Antara Pembangunan dan Kemanusiaan
Sementara itu dari The Ecosoc Right, Sri Palupi mengungkapkan bahwa di dunia terdapat 40 sampai 80 juta manusia tergusur akibat pembangunan, yang sebagian besar dari Cina dan India. Selain itu, anggaran untuk pembangunan bendungan seringkali mengalami pembangkangan.
Selain itu, teknologi bendungan yang direncanakan untuk menahan banjir dan pengairan lahan-lahan pertanian, acap kali gagal dan menyebabkan kerusakan lingkungan seperti hilangnya kawasan air dan punahnya aneka ragam hayati.
“Kita belum bisa mendapatkan berapa luas tanah yang hilang, karena rata2 pembangunan bendungan di atas lahan produktif,” imbuhnya.
Dalam ideologi pembangunanisme, menurut Sri Palupi, kematian manusia jarang dan hampir tidak pernah dibicarakan. Dia mencontohkan seperti terjadinya jebolnya bendungan di Cina yang mengakibatkan ratusan ribu manusia meninggal. Dalam pandangannya, proyek bendungan juga seringkali tidak demokratis.
Padahal ideologi pembangunanisme seharusnya menjadikan manusia sebagai faktor utama dari pembangunan itu meliputi penjaminan spiritual, budaya, materi dan seterusnya.
Tidak hanya di luar negeri, kerusakan akibat proyek bendungan juga terjadi di Indonesia. Seperti yang disampaikan oleh Muhammad Riza, Koordinator KRUHA menyebut bahwa di Indonesia juga pernah terjadi kejadian tersebut. Di Indonesia memiliki masalah pada sejarah dan politik. Oleh karena itu, dibutuhkan partisipasi rakyat untuk meneguhkan hak-haknya.
“Sudah terang benderang bahwa pembangunan bendungan untuk krisis air adalah solusi palsu.” Ungkapnya.
Oleh karena itu kebijakan perlu dilihat secara komprehensif.
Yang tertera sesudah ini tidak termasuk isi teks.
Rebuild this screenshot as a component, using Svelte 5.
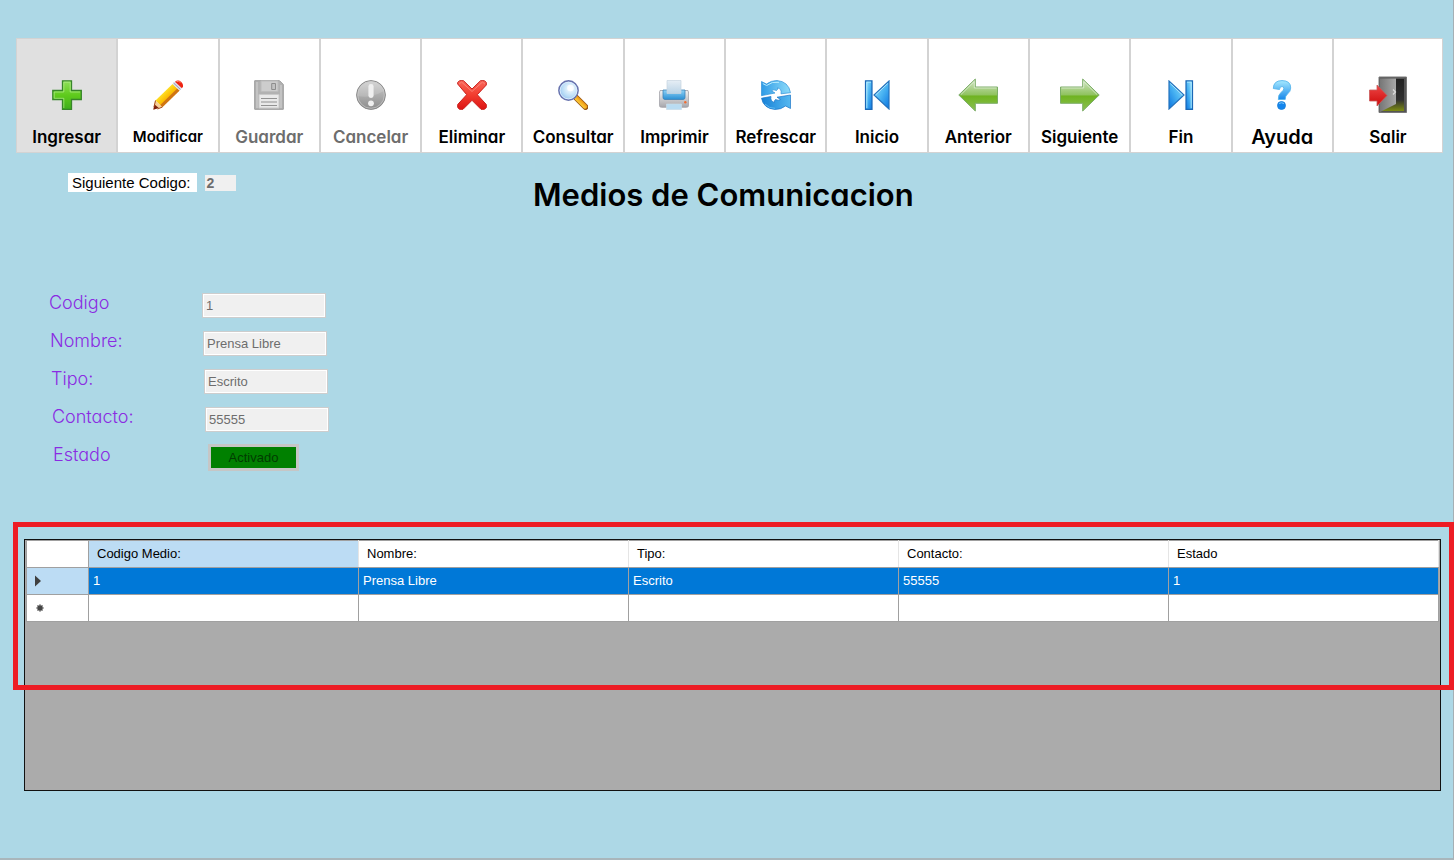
<script>
  const actions = [
    { id: 'ingresar', label: 'Ingresar', active: true },
    { id: 'modificar', label: 'Modificar', size: 'small' },
    { id: 'guardar', label: 'Guardar', disabled: true },
    { id: 'cancelar', label: 'Cancelar', disabled: true },
    { id: 'eliminar', label: 'Eliminar' },
    { id: 'consultar', label: 'Consultar' },
    { id: 'imprimir', label: 'Imprimir' },
    { id: 'refrescar', label: 'Refrescar' },
    { id: 'inicio', label: 'Inicio' },
    { id: 'anterior', label: 'Anterior' },
    { id: 'siguiente', label: 'Siguiente' },
    { id: 'fin', label: 'Fin' },
    { id: 'ayuda', label: 'Ayuda', size: 'large' },
    { id: 'salir', label: 'Salir' }
  ];

  const fields = [
    { id: 'codigo', label: 'Codigo', value: '1' },
    { id: 'nombre', label: 'Nombre:', value: 'Prensa Libre' },
    { id: 'tipo', label: 'Tipo:', value: 'Escrito' },
    { id: 'contacto', label: 'Contacto:', value: '55555' }
  ];

  const columns = ['Codigo Medio:', 'Nombre:', 'Tipo:', 'Contacto:', 'Estado'];
  const record = ['1', 'Prensa Libre', 'Escrito', '55555', '1'];
</script>

<svg class="defs" width="0" height="0" aria-hidden="true">
  <defs>
    <linearGradient id="plus" x1="0" y1="0" x2="0" y2="1"><stop offset="0" stop-color="#8fe05a" /><stop offset=".5" stop-color="#5fcb1c" /><stop offset="1" stop-color="#3fae1c" /></linearGradient>
    <linearGradient id="pencil" x1="0" y1="0" x2="1" y2="1"><stop offset=".3" stop-color="#ffe92e" /><stop offset=".55" stop-color="#fbb800" /><stop offset=".75" stop-color="#c96a10" /></linearGradient>
    <linearGradient id="metal" x1="0" y1="0" x2="0" y2="1"><stop offset="0" stop-color="#cfcfcf" /><stop offset="1" stop-color="#8c8c8c" /></linearGradient>
    <linearGradient id="cross" x1="0" y1="0" x2="0" y2="1"><stop offset="0" stop-color="#f9665a" /><stop offset=".5" stop-color="#f23d2f" /><stop offset="1" stop-color="#dc1414" /></linearGradient>
    <radialGradient id="lens" cx=".6" cy=".4" r=".7"><stop offset="0" stop-color="#fafeff" /><stop offset=".6" stop-color="#b9dcf6" /><stop offset="1" stop-color="#8ab8ea" /></radialGradient>
    <linearGradient id="handle" x1="0" y1="1" x2="1" y2="0"><stop offset=".3" stop-color="#ffd23c" /><stop offset=".7" stop-color="#ef9410" /></linearGradient>
    <linearGradient id="paper" x1="0" y1="0" x2="0" y2="1"><stop offset="0" stop-color="#e6eef5" /><stop offset="1" stop-color="#b9d3e6" /></linearGradient>
    <linearGradient id="tray" x1="0" y1="0" x2="0" y2="1"><stop offset="0" stop-color="#8ed2f7" /><stop offset="1" stop-color="#2a8fd3" /></linearGradient>
    <linearGradient id="body" x1="0" y1="0" x2="0" y2="1"><stop offset="0" stop-color="#f4f4f4" /><stop offset="1" stop-color="#a6a6ab" /></linearGradient>
    <linearGradient id="blue" x1="0" y1="0" x2="1" y2="1"><stop offset="0" stop-color="#a4e8ff" /><stop offset=".5" stop-color="#4ab4f2" /><stop offset="1" stop-color="#0a74e0" /></linearGradient>
    <linearGradient id="swirl-top" x1="0" y1="0" x2="1" y2="0"><stop offset="0" stop-color="#2f9be6" /><stop offset="1" stop-color="#8edcfa" /></linearGradient>
    <linearGradient id="swirl-bottom" x1="0" y1="0" x2="1" y2="0"><stop offset="0" stop-color="#1680d6" /><stop offset="1" stop-color="#55b8f0" /></linearGradient>
    <linearGradient id="green" x1="0" y1="0" x2="0" y2="1"><stop offset=".1" stop-color="#c6e0b4" /><stop offset=".5" stop-color="#8fc25e" /><stop offset=".53" stop-color="#6fb321" /><stop offset="1" stop-color="#8cc152" /></linearGradient>
    <linearGradient id="help" x1="0" y1="0" x2="0" y2="1"><stop offset="0" stop-color="#a6e9ff" /><stop offset="1" stop-color="#1687ea" /></linearGradient>
    <linearGradient id="door" x1="0" y1="0" x2="1" y2="0"><stop offset="0" stop-color="#777" /><stop offset="1" stop-color="#a8a8a8" /></linearGradient>
    <linearGradient id="exit" x1="0" y1="0" x2="0" y2="1"><stop offset="0" stop-color="#ee4646" /><stop offset="1" stop-color="#cc0909" /></linearGradient>
    <linearGradient id="floor" x1="0" y1="0" x2="0" y2="1"><stop offset="0" stop-color="#222" /><stop offset=".65" stop-color="#303030" /><stop offset="1" stop-color="#7d8c12" /></linearGradient>
  </defs>
</svg>

{#snippet icon(id)}
  {#if id === 'anterior' || id === 'siguiente'}
    <svg width="40" height="34" viewBox="0 0 40 34" aria-hidden="true">
      <g transform={id === 'siguiente' ? 'translate(40 0) scale(-1 1)' : undefined}>
        <path d="M.8 17 17.3 1v8H39.5V25.300H17.300V33Z" fill="url(#green)" stroke="#7cad68" />
        <path d="M3 16.500 16.300 3.500V10H38.500" fill="none" stroke="#e2f0da" stroke-opacity=".7" />
      </g>
    </svg>
  {:else if id === 'salir'}
    <svg width="38" height="38" viewBox="0 0 38 38" aria-hidden="true">
      <path d="M10 1H37.500V36.500H10Z" fill="#555" stroke="#777" />
      <path d="M12 3H35V35H12Z" fill="url(#floor)" />
      <path d="M11 2.500H27V28L11 36Z" fill="url(#door)" />
      <path d="M24 13.500l2.500 2.500-2.500 2.500" fill="none" stroke="#ddd" stroke-width="1.200" />
      <path d="M.5 14H8V9L18 19.500 8 30V25H.5Z" fill="url(#exit)" stroke="#c95c5c" stroke-width=".8" />
    </svg>
  {:else}
    <svg width="30" height="30" viewBox="0 0 30 30" aria-hidden="true">
      {#if id === 'ingresar'}
        <path d="M10.500.8H19.500V10.500H29.300V19.500H19.500V29.300H10.500V19.500H.8V10.500H10.500Z" fill="url(#plus)" stroke="#37852a" stroke-width="1.300" />
        <path d="M11.800 28V18.300H2.200V12H11.800V2.200H18.200V12H28" fill="none" stroke="#b0ec8a" stroke-opacity=".7" />
      {:else if id === 'modificar'}
        <path d="M.5 29.500 2.500 20.500 9.500 27Z" fill="#f7cf98" />
        <path d="M.3 29.700 1.300 24.300 5.800 28Z" fill="#7c1f0c" />
        <path d="M2.500 20.500 19.500 4 26.500 10.500 9.500 27Z" fill="url(#pencil)" />
        <path d="M9.500 27 26.500 10.500l-2.200-2L7.300 25Z" fill="#cf7413" />
        <path d="M2.500 20.500 1 27M9.500 27 4.500 29" stroke="#a34716" />
        <path d="m19.500 4 2.600-2.400 6.700 6.500-2.300 2.400Z" fill="#dcdfeb" />
        <path d="m20.600 3 6.900 6.500" stroke="#8b88a0" stroke-width=".8" />
        <path d="M22 1.700Q25-.8 28.300 2 31.500 5.500 28.900 8.200Z" fill="#ee2413" />
        <path d="M23.500 1.600q2-1 4 .8" stroke="#ff8b70" fill="none" />
      {:else if id === 'guardar'}
        <path d="M.7.700H25.500L29.300 4.500V29.300H.7Z" fill="#b2b2b2" stroke="#9b9b9b" />
        <path d="M2 2H4V28H2ZM26 5h2v23h-2z" fill="#c3c3c3" />
        <path d="M7 1H24V11.500H7Z" fill="#cdcdcd" stroke="#bcbcbc" />
        <path d="M17.700 3.500H21.500V9.500H17.700Z" fill="#c2c2c2" stroke="#8d8d8d" />
        <path d="M5 14.500H25V28H5Z" fill="#e9e9e9" stroke="#c9c9c9" />
        <path d="M7 18.500H23M7 22H23M7 25.500H23" stroke="#929292" stroke-width="1.200" />
      {:else if id === 'cancelar'}
        <circle cx="15" cy="15" r="14.400" fill="url(#metal)" stroke="#898989" />
        <circle cx="15" cy="15" r="13.300" fill="none" stroke="#c4c4c4" stroke-width=".8" />
        <path d="M1.800 16Q13 19 28 11A13.400 13.400 0 0 0 1.800 16Z" fill="#fff" fill-opacity=".15" />
        <rect x="12.400" y="4" width="5.200" height="14" rx="2.400" fill="#efefef" />
        <circle cx="15" cy="23.300" r="2.900" fill="#efefef" />
      {:else if id === 'eliminar'}
        <path d="M.7 4V2.500L2.500.700H6.500L15 9 23.500.700H27.500L29.300 2.500V5L20.300 14.700 29.300 24.500V27.500L27.500 29.300H24L15 20.300 6 29.300H2.500L.7 27.500V24.500L9.700 14.700Z" fill="url(#cross)" stroke="#c8201c" stroke-linejoin="round" />
        <path d="M2 4.200 4.500 2 15 11.500 25.500 2 28 4.200" fill="none" stroke="#ff9f91" stroke-opacity=".6" />
      {:else if id === 'consultar'}
        <path d="M18 17.500 27.500 27" stroke="#9a5814" stroke-width="6" stroke-linecap="round" />
        <path d="M18.500 18 27 26.500" stroke="url(#handle)" stroke-width="4.200" stroke-linecap="round" />
        <circle cx="10.500" cy="10.500" r="9.600" fill="url(#lens)" stroke="#6873ae" stroke-width="1.600" />
        <circle cx="10.500" cy="10.500" r="8.400" fill="none" stroke="#e5f3ff" stroke-width=".8" />
        <circle cx="12.500" cy="8" r="3.300" fill="#fff" fill-opacity=".8" />
      {:else if id === 'imprimir'}
        <path d="M1 10.500H29L29.600 13V25.500Q29.600 27.300 27.500 27.300H2.500Q.4 27.300.4 25.500V13Z" fill="url(#body)" stroke="#a0a0a6" stroke-width=".8" />
        <path d="M4 10H26V17.500Q26 19.500 24 19.500H6Q4 19.500 4 17.500Z" fill="url(#tray)" stroke="#3e83b8" stroke-width=".8" />
        <path d="M8 .5H22V13.500H8Z" fill="url(#paper)" stroke="#c5d4df" stroke-width=".7" />
        <path d="M7.500 24H22.500V29.600H7.500Z" fill="#b9dcf2" stroke="#c9dce8" stroke-width=".7" />
        <circle cx="26.300" cy="22.300" r="1.200" fill="#f26c31" />
      {:else if id === 'refrescar'}
        <path d="M.5 1.500 5.500 4Q10 .500 16 .500 27.500 1.500 29.500 12.700L20 13.800Q21 9 16.500 7.800 17 9.800 15.500 10.500 12.500 9 10.500 10.800L14 13 .5 15.700Z" fill="url(#swirl-top)" stroke="#2f91d8" stroke-width=".7" />
        <path d="M29.500 28.500 24.500 26Q20 29.500 14 29.500 2.500 28.500.5 18.200L10 16.500Q9 21 13.500 22.500 13 20.500 14.500 19.500 17.500 21 19.500 19.500L16 17.200 29.500 15Z" fill="url(#swirl-bottom)" stroke="#1c75c7" stroke-width=".7" />
        <path d="M1.800 3.600 5.700 5.500Q11 1 18 2.300" fill="none" stroke="#b9ecff" />
        <path d="M4 24Q8 28.500 14 28.300" fill="none" stroke="#58b8f2" />
      {:else if id === 'inicio' || id === 'fin'}
        <g transform={id === 'fin' ? 'translate(30 0) scale(-1 1)' : undefined}>
          <path d="M3.500.800H10V29.300H3.500Z" fill="url(#blue)" stroke="#1b68b6" stroke-width="1.200" />
          <path d="M4.800 28V2.200H9" fill="none" stroke="#b9efff" stroke-opacity=".8" />
          <path d="M27 1V29L12 15Z" fill="url(#blue)" stroke="#2472bd" stroke-width="1.200" />
          <path d="M25.800 3.500 13.500 15" stroke="#c2f0ff" stroke-opacity=".8" />
        </g>
      {:else if id === 'ayuda'}
        <path d="M6.300 8.500Q6.500.600 15 .600 23.700.600 23.700 8 23.700 11.500 20.500 14 18.200 15.700 18.200 19.500H11.300Q11 14.500 14.500 12 16.800 10.300 16.800 8.500 16.800 6.500 15 6.500 12.700 6.500 12.500 9.500Z" fill="url(#help)" stroke="#58b5ec" stroke-width=".9" />
        <circle cx="14.500" cy="25.500" r="4" fill="#1486ee" stroke="#1c7fd4" stroke-width=".8" />
        <path d="M12 23.500q2.500-1.500 5 0" fill="none" stroke="#7cc8fa" />
      {/if}
    </svg>
  {/if}
{/snippet}

<main class="page">
  <nav class="toolbar" aria-label="Acciones">
    {#each actions as action}
      <button type="button" class="action {action.size ?? ''}" class:active={action.active} disabled={action.disabled}>
        <span class="icon">{@render icon(action.id)}</span>
        <span class="caption">{action.label}</span>
      </button>
    {/each}
  </nav>

  <header class="heading">
    <div class="next-code">
      <label for="siguiente-codigo">Siguiente Codigo:</label>
      <input id="siguiente-codigo" value="2" disabled />
    </div>
    <h1>Medios de Comunicacion</h1>
  </header>

  <form class="form">
    {#each fields as field, i}
      <div class="field" style="--row: {i}">
        <label for={field.id}>{field.label}</label>
        <input id={field.id} value={field.value} disabled />
      </div>
    {/each}
    <div class="field" style="--row: {fields.length}">
      <label for="estado">Estado</label>
      <button type="button" id="estado" class="state" disabled>Activado</button>
    </div>
  </form>

  <section class="records">
    <div class="grid">
      <table>
        <colgroup>
          <col class="marker-col" />
          {#each columns as _}<col />{/each}
        </colgroup>
        <thead>
          <tr>
            <td></td>
            {#each columns as column, i}<th scope="col" class:current={i === 0}>{column}</th>{/each}
          </tr>
        </thead>
        <tbody>
          <tr class="selected">
            <td class="marker">
              <svg width="8" height="12" viewBox="0 0 8 12" aria-hidden="true"><path d="M1 .5 7 6 1 11.500Z" fill="#404040" /></svg>
            </td>
            {#each record as value}<td>{value}</td>{/each}
          </tr>
          <tr>
            <td class="marker new">
              <svg width="8" height="8" viewBox="0 0 8 8" aria-hidden="true"><path d="M4 .5V7.500M.5 4H7.500M1.500 1.500 6.500 6.500M6.500 1.500 1.500 6.500" stroke="#444" stroke-width="1.500" /></svg>
            </td>
            {#each columns as _}<td></td>{/each}
          </tr>
        </tbody>
      </table>
    </div>
    <div class="highlight"></div>
  </section>
</main>

<style>
  :global(body) {
    margin: 0;
    background: #add8e6;
  }

  .defs {
    position: absolute;
  }

  .page {
    box-sizing: border-box;
    display: flex;
    flex-direction: column;
    min-height: 100vh;
    padding: 38px 0 67px;
    border-right: 1px solid #a5b0b5;
    border-bottom: 2px solid #a9b6bb;
    background: #add8e6;
    color: #000;
    font-family: "Liberation Sans", Arial, sans-serif;
    font-size: 13px;
  }

  button,
  input {
    font: inherit;
    border-radius: 0;
  }

  .toolbar {
    display: flex;
    margin: 0 10px 0 16px;
  }

  .action {
    box-sizing: border-box;
    display: flex;
    flex: 101 1 0;
    flex-direction: column;
    align-items: center;
    gap: 13px;
    min-width: 0;
    height: 115px;
    padding: 37px 0 0;
    border: 1px solid #d3d3d3;
    background: #fff;
    color: #000;
    font-family: "Century Gothic", Inter, sans-serif;
    font-size: 17px;
    font-weight: 600;
    font-feature-settings: "cv11";
  }

  .action:last-child {
    flex-grow: 110;
  }

  .action.active {
    background: #e0e0e0;
  }

  .action:disabled {
    color: #6d6d6d;
  }

  .action.small {
    font-size: 15px;
  }

  .action.large {
    font-size: 20px;
  }

  .icon {
    display: flex;
    align-items: center;
    height: 38px;
  }

  .caption {
    line-height: 20px;
  }

  .heading {
    display: grid;
    grid-template-columns: 465px 1fr;
    align-items: start;
    padding: 20px 0 0 68px;
  }

  .next-code {
    display: flex;
    align-items: center;
    gap: 8px;
    font-size: 15px;
  }

  .next-code label {
    padding: 0 7px 0 4px;
    background: #fff;
    line-height: 19px;
  }

  .next-code input {
    box-sizing: border-box;
    width: 31px;
    height: 16px;
    padding: 0 1px;
    border: 0;
    background: #f0f0f0;
    color: #6d6d6d;
    font-size: 14px;
    font-weight: 700;
  }

  h1 {
    margin: 4px 0 0;
    font-family: "Century Gothic", Inter, sans-serif;
    font-size: 31px;
    font-weight: 600;
    font-feature-settings: "cv11";
    line-height: 36px;
  }

  .form {
    padding: 73px 0 0 49px;
  }

  .field {
    display: grid;
    grid-template-columns: 153px 124px;
    align-items: center;
    height: 38px;
    margin-left: calc(var(--row) * 1px);
  }

  .field label {
    padding-bottom: 4px;
    color: #8a2be2;
    font-family: "Century Gothic", Inter, sans-serif;
    font-size: 18px;
    font-weight: 300;
    font-feature-settings: "cv11";
    line-height: 22px;
  }

  .field input {
    box-sizing: border-box;
    width: 100%;
    height: 25px;
    padding: 0 3px;
    border: 1px solid #cdcdcd;
    outline: 1px solid #fff;
    outline-offset: -2px;
    background: #f0f0f0;
    color: #6d6d6d;
  }

  .state {
    justify-self: start;
    width: 91px;
    height: 27px;
    margin-left: 2px;
    padding: 0;
    border: 3px solid #c6c6c6;
    background: #008000;
    color: #003c00;
  }

  .records {
    position: relative;
    display: flex;
    flex: 1;
    margin: 63px 12px 0 24px;
  }

  .grid {
    flex: 1;
    min-height: 240px;
    border: 1px solid #111;
    background: #ababab;
    padding: 0 1px;
  }

  table {
    width: 100%;
    table-layout: fixed;
    border-collapse: collapse;
  }

  .marker-col {
    width: 62px;
  }

  th,
  td {
    box-sizing: border-box;
    height: 27px;
    padding: 0 4px;
    border: 1px solid #a0a0a0;
    background: #fff;
    font-weight: 400;
    line-height: 16px;
    text-align: left;
  }

  th {
    padding: 0 8px;
    border-right-color: #e5e5e5;
    border-left-color: #e5e5e5;
  }

  th.current {
    background: #bcdcf4;
  }

  .selected td {
    background: #0078d7;
    color: #fff;
  }

  .selected .marker {
    background: #bcdcf4;
  }

  .marker {
    padding-left: 7px;
  }

  .marker.new {
    padding-left: 9px;
  }

  .marker svg {
    display: block;
  }

  .highlight {
    position: absolute;
    top: -17px;
    right: -13px;
    left: -11px;
    box-sizing: border-box;
    height: 168px;
    border: 5px solid #ed1c24;
    pointer-events: none;
  }
</style>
Karena tidak serupa dengan negara lain, maka Indonesia perlu membuat kebijakan yang sesuai dengan konteks. Misalnya untuk solusi krisis air, tidak serta merta kemudian solusinya adalah dengan membangun bendungan. Sebab alih-alih memberi solusi, proyek bendungan malah menghadirkan masalah lain.